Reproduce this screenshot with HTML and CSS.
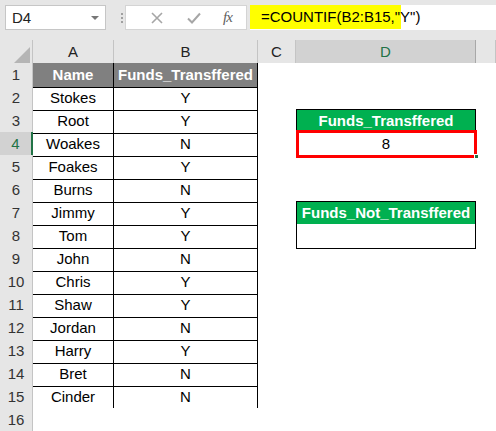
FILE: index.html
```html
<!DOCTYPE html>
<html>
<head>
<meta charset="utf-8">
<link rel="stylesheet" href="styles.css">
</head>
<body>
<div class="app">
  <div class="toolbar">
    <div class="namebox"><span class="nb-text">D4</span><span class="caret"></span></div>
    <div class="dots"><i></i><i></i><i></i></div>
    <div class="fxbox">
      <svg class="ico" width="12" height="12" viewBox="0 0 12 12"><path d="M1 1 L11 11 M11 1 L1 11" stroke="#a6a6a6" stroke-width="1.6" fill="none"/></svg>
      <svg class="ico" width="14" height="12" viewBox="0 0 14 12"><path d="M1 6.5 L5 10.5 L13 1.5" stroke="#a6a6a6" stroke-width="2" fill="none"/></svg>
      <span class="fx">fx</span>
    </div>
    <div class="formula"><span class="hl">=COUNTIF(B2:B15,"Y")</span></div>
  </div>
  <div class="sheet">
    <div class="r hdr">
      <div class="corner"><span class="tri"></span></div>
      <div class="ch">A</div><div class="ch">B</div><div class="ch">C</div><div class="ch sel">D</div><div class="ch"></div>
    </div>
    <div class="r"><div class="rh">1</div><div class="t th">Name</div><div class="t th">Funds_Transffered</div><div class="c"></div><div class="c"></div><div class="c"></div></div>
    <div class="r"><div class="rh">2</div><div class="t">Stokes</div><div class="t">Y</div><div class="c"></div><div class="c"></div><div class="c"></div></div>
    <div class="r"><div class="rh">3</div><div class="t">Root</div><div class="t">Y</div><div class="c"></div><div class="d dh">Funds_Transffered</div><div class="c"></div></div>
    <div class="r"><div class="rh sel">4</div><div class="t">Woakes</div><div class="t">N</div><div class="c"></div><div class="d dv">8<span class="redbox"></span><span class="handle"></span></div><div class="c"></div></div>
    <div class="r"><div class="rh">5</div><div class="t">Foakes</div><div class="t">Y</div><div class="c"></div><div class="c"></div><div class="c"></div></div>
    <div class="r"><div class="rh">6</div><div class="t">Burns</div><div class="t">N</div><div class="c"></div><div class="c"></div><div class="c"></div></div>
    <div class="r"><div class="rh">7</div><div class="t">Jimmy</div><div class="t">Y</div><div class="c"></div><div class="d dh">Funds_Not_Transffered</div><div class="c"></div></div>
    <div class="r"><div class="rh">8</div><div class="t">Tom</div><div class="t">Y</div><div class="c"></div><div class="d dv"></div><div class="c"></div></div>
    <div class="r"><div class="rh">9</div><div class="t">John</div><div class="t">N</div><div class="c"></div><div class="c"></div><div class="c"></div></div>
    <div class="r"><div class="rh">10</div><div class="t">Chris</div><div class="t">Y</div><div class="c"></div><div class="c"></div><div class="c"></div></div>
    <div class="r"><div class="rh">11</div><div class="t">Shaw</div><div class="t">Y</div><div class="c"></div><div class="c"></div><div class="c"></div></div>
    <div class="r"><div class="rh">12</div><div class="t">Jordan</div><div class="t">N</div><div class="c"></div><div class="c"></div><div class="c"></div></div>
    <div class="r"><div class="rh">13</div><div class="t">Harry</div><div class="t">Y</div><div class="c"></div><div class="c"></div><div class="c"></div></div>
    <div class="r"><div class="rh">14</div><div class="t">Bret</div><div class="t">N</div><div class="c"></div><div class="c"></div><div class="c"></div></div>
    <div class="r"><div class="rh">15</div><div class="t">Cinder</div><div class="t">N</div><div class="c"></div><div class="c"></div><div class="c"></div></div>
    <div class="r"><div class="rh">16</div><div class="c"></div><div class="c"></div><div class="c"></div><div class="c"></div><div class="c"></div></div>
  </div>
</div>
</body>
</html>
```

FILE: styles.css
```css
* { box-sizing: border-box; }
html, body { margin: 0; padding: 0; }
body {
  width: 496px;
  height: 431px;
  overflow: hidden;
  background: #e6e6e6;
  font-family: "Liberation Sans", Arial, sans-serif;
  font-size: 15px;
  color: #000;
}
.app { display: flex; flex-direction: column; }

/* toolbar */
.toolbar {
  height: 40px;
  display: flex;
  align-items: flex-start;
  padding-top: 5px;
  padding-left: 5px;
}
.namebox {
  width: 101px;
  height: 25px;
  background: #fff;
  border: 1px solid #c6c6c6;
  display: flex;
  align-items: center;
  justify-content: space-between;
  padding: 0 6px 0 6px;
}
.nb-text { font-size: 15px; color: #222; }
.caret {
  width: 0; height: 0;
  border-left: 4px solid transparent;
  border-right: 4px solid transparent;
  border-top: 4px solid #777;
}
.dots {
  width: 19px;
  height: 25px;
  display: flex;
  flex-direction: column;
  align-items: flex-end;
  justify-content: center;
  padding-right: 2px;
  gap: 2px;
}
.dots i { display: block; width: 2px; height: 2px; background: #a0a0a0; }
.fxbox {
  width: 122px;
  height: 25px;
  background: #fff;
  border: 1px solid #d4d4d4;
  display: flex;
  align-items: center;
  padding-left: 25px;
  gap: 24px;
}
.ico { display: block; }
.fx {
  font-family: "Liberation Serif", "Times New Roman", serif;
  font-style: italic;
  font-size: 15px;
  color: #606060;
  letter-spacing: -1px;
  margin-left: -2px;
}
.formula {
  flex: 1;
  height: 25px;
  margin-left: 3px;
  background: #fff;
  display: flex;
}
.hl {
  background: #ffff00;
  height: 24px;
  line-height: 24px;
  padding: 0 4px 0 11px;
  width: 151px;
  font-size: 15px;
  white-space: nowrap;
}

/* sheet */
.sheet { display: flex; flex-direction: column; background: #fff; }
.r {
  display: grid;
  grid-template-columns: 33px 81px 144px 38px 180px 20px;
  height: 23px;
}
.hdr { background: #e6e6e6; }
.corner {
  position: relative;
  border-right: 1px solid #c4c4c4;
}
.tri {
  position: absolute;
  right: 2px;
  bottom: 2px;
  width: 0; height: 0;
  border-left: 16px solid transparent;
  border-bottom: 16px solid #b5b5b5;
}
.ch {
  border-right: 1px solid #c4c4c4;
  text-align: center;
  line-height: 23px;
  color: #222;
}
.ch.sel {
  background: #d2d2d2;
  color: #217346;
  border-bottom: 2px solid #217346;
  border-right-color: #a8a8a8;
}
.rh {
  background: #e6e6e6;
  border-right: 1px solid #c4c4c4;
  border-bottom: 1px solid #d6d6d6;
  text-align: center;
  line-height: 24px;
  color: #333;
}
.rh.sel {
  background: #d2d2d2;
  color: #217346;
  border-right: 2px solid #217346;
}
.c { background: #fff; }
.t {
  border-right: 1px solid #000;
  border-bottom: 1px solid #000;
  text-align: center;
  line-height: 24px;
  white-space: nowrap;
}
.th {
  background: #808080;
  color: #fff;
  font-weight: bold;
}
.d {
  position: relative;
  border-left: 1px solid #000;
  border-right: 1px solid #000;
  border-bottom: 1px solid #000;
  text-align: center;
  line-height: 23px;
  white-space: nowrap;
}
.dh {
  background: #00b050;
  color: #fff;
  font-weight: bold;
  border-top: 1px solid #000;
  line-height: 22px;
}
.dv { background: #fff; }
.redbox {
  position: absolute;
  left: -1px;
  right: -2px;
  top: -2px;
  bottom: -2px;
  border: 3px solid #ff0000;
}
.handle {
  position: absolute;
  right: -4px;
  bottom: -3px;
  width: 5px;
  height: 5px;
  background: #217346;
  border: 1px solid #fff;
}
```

— Exercise requirements —
Restate the data above exactly, stripping out each image.

— Exercise solution —
Reproduce this screenshot with HTML and CSS.
FILE: index.html
```html
<!DOCTYPE html>
<html>
<head>
<meta charset="utf-8">
<link rel="stylesheet" href="styles.css">
</head>
<body>
<div class="app">
  <div class="toolbar">
    <div class="namebox"><span class="nb-text">D4</span><span class="caret"></span></div>
    <div class="dots"><i></i><i></i><i></i></div>
    <div class="fxbox">
      <svg class="ico" width="12" height="12" viewBox="0 0 12 12"><path d="M1 1 L11 11 M11 1 L1 11" stroke="#a6a6a6" stroke-width="1.6" fill="none"/></svg>
      <svg class="ico" width="14" height="12" viewBox="0 0 14 12"><path d="M1 6.5 L5 10.5 L13 1.5" stroke="#a6a6a6" stroke-width="2" fill="none"/></svg>
      <span class="fx">fx</span>
    </div>
    <div class="formula"><span class="hl">=COUNTIF(B2:B15,"Y")</span></div>
  </div>
  <div class="sheet">
    <div class="r hdr">
      <div class="corner"><span class="tri"></span></div>
      <div class="ch">A</div><div class="ch">B</div><div class="ch">C</div><div class="ch sel">D</div><div class="ch"></div>
    </div>
    <div class="r"><div class="rh">1</div><div class="t th">Name</div><div class="t th">Funds_Transffered</div><div class="c"></div><div class="c"></div><div class="c"></div></div>
    <div class="r"><div class="rh">2</div><div class="t">Stokes</div><div class="t">Y</div><div class="c"></div><div class="c"></div><div class="c"></div></div>
    <div class="r"><div class="rh">3</div><div class="t">Root</div><div class="t">Y</div><div class="c"></div><div class="d dh">Funds_Transffered</div><div class="c"></div></div>
    <div class="r"><div class="rh sel">4</div><div class="t">Woakes</div><div class="t">N</div><div class="c"></div><div class="d dv">8<span class="redbox"></span><span class="handle"></span></div><div class="c"></div></div>
    <div class="r"><div class="rh">5</div><div class="t">Foakes</div><div class="t">Y</div><div class="c"></div><div class="c"></div><div class="c"></div></div>
    <div class="r"><div class="rh">6</div><div class="t">Burns</div><div class="t">N</div><div class="c"></div><div class="c"></div><div class="c"></div></div>
    <div class="r"><div class="rh">7</div><div class="t">Jimmy</div><div class="t">Y</div><div class="c"></div><div class="d dh">Funds_Not_Transffered</div><div class="c"></div></div>
    <div class="r"><div class="rh">8</div><div class="t">Tom</div><div class="t">Y</div><div class="c"></div><div class="d dv"></div><div class="c"></div></div>
    <div class="r"><div class="rh">9</div><div class="t">John</div><div class="t">N</div><div class="c"></div><div class="c"></div><div class="c"></div></div>
    <div class="r"><div class="rh">10</div><div class="t">Chris</div><div class="t">Y</div><div class="c"></div><div class="c"></div><div class="c"></div></div>
    <div class="r"><div class="rh">11</div><div class="t">Shaw</div><div class="t">Y</div><div class="c"></div><div class="c"></div><div class="c"></div></div>
    <div class="r"><div class="rh">12</div><div class="t">Jordan</div><div class="t">N</div><div class="c"></div><div class="c"></div><div class="c"></div></div>
    <div class="r"><div class="rh">13</div><div class="t">Harry</div><div class="t">Y</div><div class="c"></div><div class="c"></div><div class="c"></div></div>
    <div class="r"><div class="rh">14</div><div class="t">Bret</div><div class="t">N</div><div class="c"></div><div class="c"></div><div class="c"></div></div>
    <div class="r"><div class="rh">15</div><div class="t">Cinder</div><div class="t">N</div><div class="c"></div><div class="c"></div><div class="c"></div></div>
    <div class="r"><div class="rh">16</div><div class="c"></div><div class="c"></div><div class="c"></div><div class="c"></div><div class="c"></div></div>
  </div>
</div>
</body>
</html>
```

FILE: styles.css
```css
* { box-sizing: border-box; }
html, body { margin: 0; padding: 0; }
body {
  width: 496px;
  height: 431px;
  overflow: hidden;
  background: #e6e6e6;
  font-family: "Liberation Sans", Arial, sans-serif;
  font-size: 15px;
  color: #000;
}
.app { display: flex; flex-direction: column; }

/* toolbar */
.toolbar {
  height: 40px;
  display: flex;
  align-items: flex-start;
  padding-top: 5px;
  padding-left: 5px;
}
.namebox {
  width: 101px;
  height: 25px;
  background: #fff;
  border: 1px solid #c6c6c6;
  display: flex;
  align-items: center;
  justify-content: space-between;
  padding: 0 6px 0 6px;
}
.nb-text { font-size: 15px; color: #222; }
.caret {
  width: 0; height: 0;
  border-left: 4px solid transparent;
  border-right: 4px solid transparent;
  border-top: 4px solid #777;
}
.dots {
  width: 19px;
  height: 25px;
  display: flex;
  flex-direction: column;
  align-items: flex-end;
  justify-content: center;
  padding-right: 2px;
  gap: 2px;
}
.dots i { display: block; width: 2px; height: 2px; background: #a0a0a0; }
.fxbox {
  width: 122px;
  height: 25px;
  background: #fff;
  border: 1px solid #d4d4d4;
  display: flex;
  align-items: center;
  padding-left: 25px;
  gap: 24px;
}
.ico { display: block; }
.fx {
  font-family: "Liberation Serif", "Times New Roman", serif;
  font-style: italic;
  font-size: 15px;
  color: #606060;
  letter-spacing: -1px;
  margin-left: -2px;
}
.formula {
  flex: 1;
  height: 25px;
  margin-left: 3px;
  background: #fff;
  display: flex;
}
.hl {
  background: #ffff00;
  height: 24px;
  line-height: 24px;
  padding: 0 4px 0 11px;
  width: 151px;
  font-size: 15px;
  white-space: nowrap;
}

/* sheet */
.sheet { display: flex; flex-direction: column; background: #fff; }
.r {
  display: grid;
  grid-template-columns: 33px 81px 144px 38px 180px 20px;
  height: 23px;
}
.hdr { background: #e6e6e6; }
.corner {
  position: relative;
  border-right: 1px solid #c4c4c4;
}
.tri {
  position: absolute;
  right: 2px;
  bottom: 2px;
  width: 0; height: 0;
  border-left: 16px solid transparent;
  border-bottom: 16px solid #b5b5b5;
}
.ch {
  border-right: 1px solid #c4c4c4;
  text-align: center;
  line-height: 23px;
  color: #222;
}
.ch.sel {
  background: #d2d2d2;
  color: #217346;
  border-bottom: 2px solid #217346;
  border-right-color: #a8a8a8;
}
.rh {
  background: #e6e6e6;
  border-right: 1px solid #c4c4c4;
  border-bottom: 1px solid #d6d6d6;
  text-align: center;
  line-height: 24px;
  color: #333;
}
.rh.sel {
  background: #d2d2d2;
  color: #217346;
  border-right: 2px solid #217346;
}
.c { background: #fff; }
.t {
  border-right: 1px solid #000;
  border-bottom: 1px solid #000;
  text-align: center;
  line-height: 24px;
  white-space: nowrap;
}
.th {
  background: #808080;
  color: #fff;
  font-weight: bold;
}
.d {
  position: relative;
  border-left: 1px solid #000;
  border-right: 1px solid #000;
  border-bottom: 1px solid #000;
  text-align: center;
  line-height: 23px;
  white-space: nowrap;
}
.dh {
  background: #00b050;
  color: #fff;
  font-weight: bold;
  border-top: 1px solid #000;
  line-height: 22px;
}
.dv { background: #fff; }
.redbox {
  position: absolute;
  left: -1px;
  right: -2px;
  top: -2px;
  bottom: -2px;
  border: 3px solid #ff0000;
}
.handle {
  position: absolute;
  right: -4px;
  bottom: -3px;
  width: 5px;
  height: 5px;
  background: #217346;
  border: 1px solid #fff;
}
```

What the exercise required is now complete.